**GOAL:** In the material below, identify each line bearing the word "this". Reproduce those lines.

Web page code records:
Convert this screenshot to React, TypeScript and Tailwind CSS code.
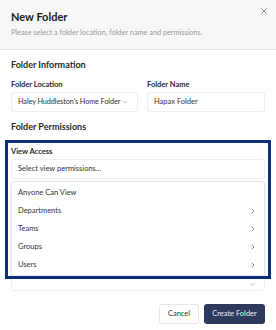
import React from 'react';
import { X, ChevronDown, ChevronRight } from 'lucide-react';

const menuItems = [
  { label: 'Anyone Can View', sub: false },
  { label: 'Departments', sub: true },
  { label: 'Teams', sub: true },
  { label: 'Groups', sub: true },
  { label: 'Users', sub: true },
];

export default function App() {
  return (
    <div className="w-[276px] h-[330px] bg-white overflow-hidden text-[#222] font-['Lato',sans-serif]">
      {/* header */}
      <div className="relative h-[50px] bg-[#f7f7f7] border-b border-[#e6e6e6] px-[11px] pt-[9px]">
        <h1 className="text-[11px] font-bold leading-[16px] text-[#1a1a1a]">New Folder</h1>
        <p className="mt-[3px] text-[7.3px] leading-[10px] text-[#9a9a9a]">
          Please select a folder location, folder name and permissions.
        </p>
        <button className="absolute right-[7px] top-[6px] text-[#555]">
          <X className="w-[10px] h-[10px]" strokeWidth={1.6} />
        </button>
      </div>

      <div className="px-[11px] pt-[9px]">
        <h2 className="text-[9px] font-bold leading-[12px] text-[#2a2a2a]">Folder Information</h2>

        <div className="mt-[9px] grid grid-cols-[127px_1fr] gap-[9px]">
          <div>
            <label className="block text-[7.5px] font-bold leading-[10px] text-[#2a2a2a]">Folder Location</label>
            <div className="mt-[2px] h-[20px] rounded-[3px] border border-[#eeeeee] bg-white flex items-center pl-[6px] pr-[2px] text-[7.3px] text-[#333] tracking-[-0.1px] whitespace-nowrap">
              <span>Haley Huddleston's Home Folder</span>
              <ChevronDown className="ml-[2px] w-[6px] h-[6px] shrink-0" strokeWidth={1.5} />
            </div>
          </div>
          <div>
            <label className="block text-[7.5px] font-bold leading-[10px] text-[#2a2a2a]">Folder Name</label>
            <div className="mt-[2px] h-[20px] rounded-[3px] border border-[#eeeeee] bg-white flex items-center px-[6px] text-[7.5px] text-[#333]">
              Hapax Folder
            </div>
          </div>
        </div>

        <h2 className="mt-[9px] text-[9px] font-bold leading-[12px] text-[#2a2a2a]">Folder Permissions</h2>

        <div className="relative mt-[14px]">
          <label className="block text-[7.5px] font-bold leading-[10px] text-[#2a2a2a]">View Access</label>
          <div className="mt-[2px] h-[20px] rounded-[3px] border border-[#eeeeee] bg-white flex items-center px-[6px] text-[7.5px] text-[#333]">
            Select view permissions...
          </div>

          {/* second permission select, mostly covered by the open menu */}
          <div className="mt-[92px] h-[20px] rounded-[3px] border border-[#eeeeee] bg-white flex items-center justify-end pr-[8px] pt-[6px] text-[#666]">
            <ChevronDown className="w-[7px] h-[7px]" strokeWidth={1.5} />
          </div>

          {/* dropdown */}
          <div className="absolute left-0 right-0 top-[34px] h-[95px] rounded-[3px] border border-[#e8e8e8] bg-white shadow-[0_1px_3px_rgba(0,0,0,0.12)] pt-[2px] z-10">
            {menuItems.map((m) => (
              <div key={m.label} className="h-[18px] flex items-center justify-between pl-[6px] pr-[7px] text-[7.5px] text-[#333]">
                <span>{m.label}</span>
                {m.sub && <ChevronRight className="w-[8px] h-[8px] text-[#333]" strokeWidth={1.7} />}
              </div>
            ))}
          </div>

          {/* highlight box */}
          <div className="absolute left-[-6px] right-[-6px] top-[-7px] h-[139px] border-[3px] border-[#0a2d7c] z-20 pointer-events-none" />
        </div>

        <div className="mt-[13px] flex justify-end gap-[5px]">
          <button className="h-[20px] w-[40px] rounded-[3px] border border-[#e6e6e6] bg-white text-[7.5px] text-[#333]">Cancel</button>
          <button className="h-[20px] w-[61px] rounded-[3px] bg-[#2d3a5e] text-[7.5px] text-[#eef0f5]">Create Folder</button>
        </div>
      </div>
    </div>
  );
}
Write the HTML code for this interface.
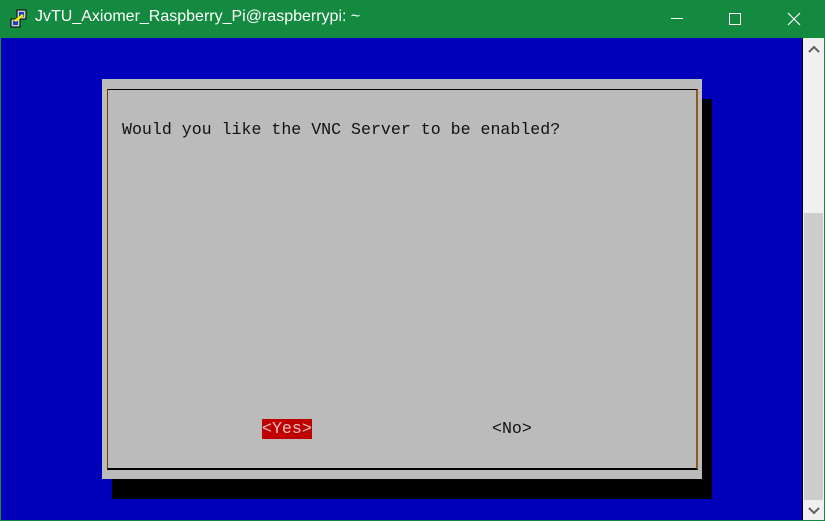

**ANSWER TO THE EXERCISE:**
Convert this screenshot to React, TypeScript and Tailwind CSS code.
Write the HTML code for this interface.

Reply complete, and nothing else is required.